#### STATED EXERCISE:
From the entries that follow, list every line in which the string "this" appears.

#### RECORDED INFORMATION:
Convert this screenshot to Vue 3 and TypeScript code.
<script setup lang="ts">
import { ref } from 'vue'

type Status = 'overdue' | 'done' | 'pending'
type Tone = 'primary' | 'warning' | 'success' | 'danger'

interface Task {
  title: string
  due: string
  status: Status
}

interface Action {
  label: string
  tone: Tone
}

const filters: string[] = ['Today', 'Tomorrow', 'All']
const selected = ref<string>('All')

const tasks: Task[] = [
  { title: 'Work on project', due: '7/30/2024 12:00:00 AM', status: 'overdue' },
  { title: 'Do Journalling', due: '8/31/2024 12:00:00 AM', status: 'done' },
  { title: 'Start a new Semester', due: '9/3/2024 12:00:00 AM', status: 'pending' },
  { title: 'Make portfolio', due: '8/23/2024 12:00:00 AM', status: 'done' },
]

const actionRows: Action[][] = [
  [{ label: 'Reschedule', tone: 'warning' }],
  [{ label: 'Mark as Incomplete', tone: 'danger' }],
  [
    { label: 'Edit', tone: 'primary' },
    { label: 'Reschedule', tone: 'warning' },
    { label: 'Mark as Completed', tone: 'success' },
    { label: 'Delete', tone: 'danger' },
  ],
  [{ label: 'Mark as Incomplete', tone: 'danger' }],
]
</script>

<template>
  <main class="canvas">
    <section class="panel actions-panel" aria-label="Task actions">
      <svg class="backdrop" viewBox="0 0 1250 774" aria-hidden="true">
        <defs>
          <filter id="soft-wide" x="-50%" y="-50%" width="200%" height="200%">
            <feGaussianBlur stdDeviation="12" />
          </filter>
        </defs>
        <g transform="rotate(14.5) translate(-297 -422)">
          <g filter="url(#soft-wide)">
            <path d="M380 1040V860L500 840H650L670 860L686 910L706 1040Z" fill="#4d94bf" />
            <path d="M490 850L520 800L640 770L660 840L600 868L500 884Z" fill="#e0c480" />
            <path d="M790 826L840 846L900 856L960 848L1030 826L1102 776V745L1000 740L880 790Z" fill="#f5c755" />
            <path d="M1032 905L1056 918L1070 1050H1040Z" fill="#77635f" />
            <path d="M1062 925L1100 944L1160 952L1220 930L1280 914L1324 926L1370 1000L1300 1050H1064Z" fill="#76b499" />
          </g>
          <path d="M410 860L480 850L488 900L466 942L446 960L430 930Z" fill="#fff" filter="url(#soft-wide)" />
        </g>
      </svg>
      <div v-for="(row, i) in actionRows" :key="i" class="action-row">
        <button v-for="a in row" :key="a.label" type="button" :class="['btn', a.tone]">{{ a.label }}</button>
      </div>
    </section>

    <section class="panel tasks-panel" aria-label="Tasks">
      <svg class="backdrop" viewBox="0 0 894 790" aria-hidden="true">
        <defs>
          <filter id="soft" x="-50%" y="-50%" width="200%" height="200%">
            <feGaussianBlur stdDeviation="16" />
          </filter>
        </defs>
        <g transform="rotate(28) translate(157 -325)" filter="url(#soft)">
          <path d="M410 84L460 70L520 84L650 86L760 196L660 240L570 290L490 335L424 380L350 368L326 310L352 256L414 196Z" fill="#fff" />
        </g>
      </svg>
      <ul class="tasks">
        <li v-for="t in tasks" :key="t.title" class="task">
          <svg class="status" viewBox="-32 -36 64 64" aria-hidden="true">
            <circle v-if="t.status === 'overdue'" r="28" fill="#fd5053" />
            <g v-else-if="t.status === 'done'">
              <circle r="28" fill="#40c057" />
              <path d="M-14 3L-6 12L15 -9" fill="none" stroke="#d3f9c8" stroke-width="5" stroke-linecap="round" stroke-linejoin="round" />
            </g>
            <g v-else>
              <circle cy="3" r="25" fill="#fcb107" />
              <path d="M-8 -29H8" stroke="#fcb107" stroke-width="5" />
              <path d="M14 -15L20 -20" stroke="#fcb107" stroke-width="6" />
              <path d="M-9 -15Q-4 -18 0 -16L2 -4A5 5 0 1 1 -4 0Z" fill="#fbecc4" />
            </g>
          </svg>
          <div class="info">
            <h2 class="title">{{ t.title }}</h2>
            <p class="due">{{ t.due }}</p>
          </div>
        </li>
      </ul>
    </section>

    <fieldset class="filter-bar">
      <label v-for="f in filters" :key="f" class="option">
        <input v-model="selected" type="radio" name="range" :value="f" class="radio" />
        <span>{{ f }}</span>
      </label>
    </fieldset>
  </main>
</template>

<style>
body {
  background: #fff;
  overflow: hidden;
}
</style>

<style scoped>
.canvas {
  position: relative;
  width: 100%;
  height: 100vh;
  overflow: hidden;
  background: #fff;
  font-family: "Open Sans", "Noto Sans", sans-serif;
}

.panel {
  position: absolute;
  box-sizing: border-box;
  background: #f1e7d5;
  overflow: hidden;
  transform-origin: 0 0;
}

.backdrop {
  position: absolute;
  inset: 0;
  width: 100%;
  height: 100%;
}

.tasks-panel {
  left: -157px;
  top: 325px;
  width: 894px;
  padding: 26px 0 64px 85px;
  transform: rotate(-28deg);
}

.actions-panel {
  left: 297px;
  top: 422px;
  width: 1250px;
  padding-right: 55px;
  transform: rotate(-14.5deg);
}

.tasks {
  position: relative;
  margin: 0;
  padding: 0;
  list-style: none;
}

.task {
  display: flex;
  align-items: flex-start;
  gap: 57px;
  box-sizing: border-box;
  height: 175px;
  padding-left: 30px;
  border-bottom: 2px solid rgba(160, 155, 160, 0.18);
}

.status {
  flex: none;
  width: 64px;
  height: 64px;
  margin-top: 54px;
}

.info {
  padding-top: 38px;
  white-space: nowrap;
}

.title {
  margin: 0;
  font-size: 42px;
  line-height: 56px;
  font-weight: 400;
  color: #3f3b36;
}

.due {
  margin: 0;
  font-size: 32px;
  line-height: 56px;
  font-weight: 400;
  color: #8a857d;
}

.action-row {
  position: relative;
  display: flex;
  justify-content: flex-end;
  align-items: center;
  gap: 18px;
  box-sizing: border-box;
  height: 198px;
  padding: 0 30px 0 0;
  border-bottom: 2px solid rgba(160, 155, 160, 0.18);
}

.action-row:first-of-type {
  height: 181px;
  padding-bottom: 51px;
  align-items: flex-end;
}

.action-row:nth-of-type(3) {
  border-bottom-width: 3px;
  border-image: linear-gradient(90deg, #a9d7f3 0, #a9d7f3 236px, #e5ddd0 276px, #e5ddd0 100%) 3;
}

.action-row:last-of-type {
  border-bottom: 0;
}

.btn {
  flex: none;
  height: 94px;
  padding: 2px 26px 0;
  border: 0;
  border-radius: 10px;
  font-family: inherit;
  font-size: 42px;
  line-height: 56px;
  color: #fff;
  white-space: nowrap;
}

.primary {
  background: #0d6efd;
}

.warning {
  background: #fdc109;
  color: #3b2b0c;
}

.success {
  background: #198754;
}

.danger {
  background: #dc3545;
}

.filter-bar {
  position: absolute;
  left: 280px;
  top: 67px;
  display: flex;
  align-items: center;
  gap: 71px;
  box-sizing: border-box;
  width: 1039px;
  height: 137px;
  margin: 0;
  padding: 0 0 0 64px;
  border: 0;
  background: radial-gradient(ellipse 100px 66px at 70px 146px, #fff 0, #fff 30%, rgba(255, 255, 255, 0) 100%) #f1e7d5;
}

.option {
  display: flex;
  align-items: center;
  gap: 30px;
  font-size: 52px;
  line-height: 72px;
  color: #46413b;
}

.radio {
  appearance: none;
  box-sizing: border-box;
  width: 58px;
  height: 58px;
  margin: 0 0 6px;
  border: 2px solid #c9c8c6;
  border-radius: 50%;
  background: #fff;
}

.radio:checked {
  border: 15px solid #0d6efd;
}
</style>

* * *

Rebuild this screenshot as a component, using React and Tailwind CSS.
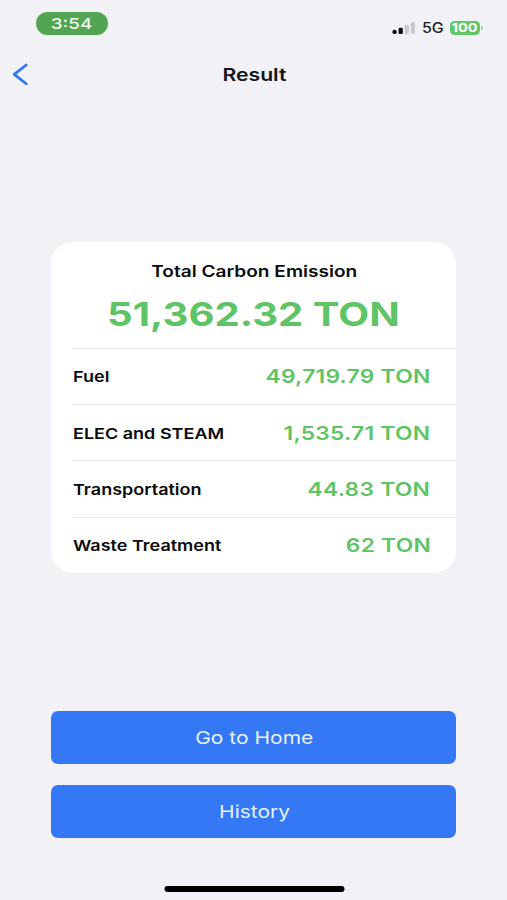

#### WRITTEN RESPONSE:
Convert this screenshot to Vue 3 and TypeScript code.
Rebuild this screenshot as a component, using React and Tailwind CSS.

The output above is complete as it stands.